Easy enough, right? Well, the formula is simple, but hitting a 30% number isn’t always easy. We can inadvertently skew the number of what we count as P&M fairly easily by thinking that everything we purchase from the jobber is P&M. It’s not, and it is prudent to have the jobber separate out the different categories on different invoices according to the various entries on your general ledger: shop supplies, safety, tools, equipment, maintenance, paint and material, etc. Just because a check is written to the jobber doesn’t mean it is all P&M; separate it out.

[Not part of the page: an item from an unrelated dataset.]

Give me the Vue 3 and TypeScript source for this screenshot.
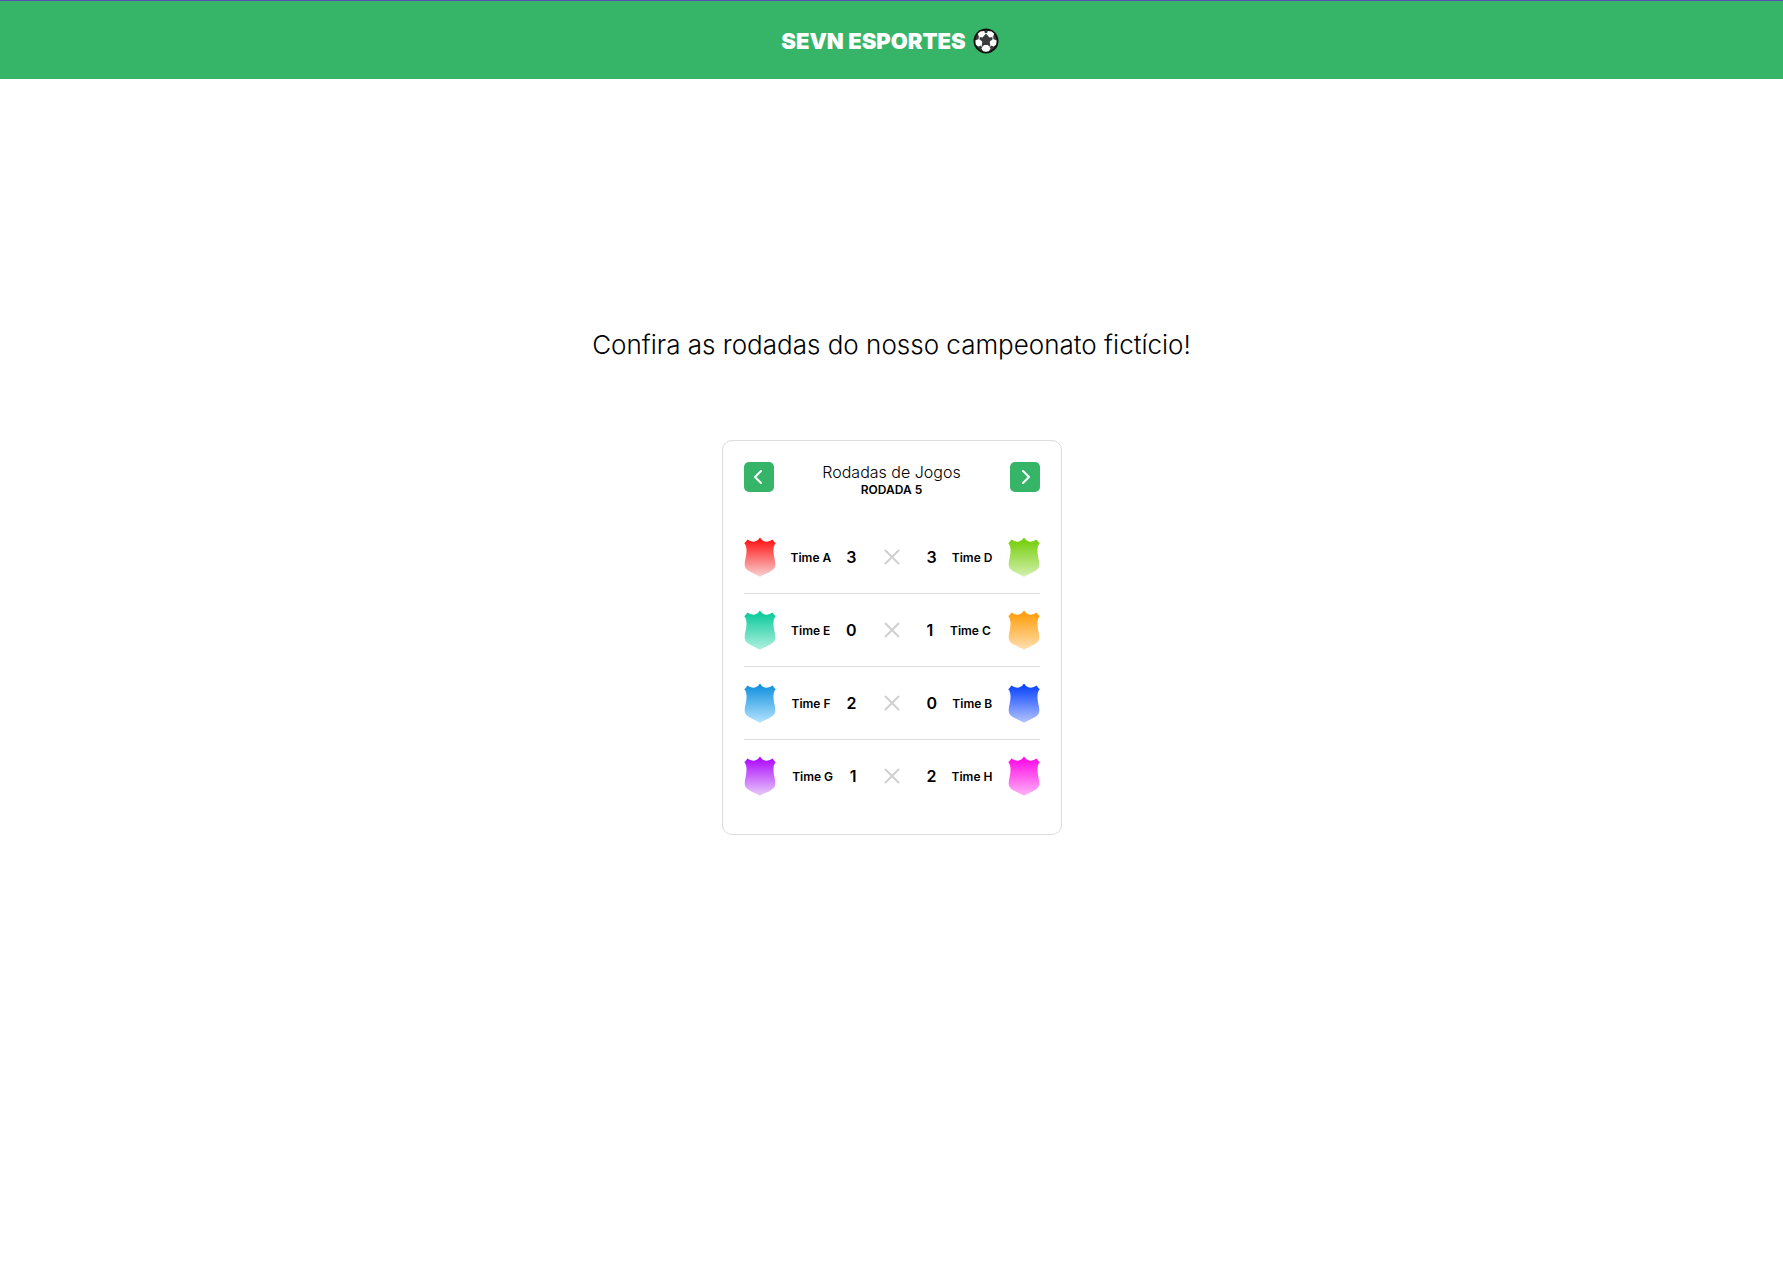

Another component on the P&M cost side is what we actually used, as opposed to simply what we bought. You might say, “If I bought it, I used it. No need to dig in further.” That may indeed be the case if you’re hitting 30% profitability, but if you’re not, breaking down the consumption side further to identify trends in usage may be well worth the effort. Where is the usage high? Without further examination, you will just be guessing. And what is high? Your paint manufacturer and likely your jobber both have that answer. Benchmarks of ounces-per-refinish hour of the various layers of product that are used on a repair – primer, sealer, color and clear – are available from them.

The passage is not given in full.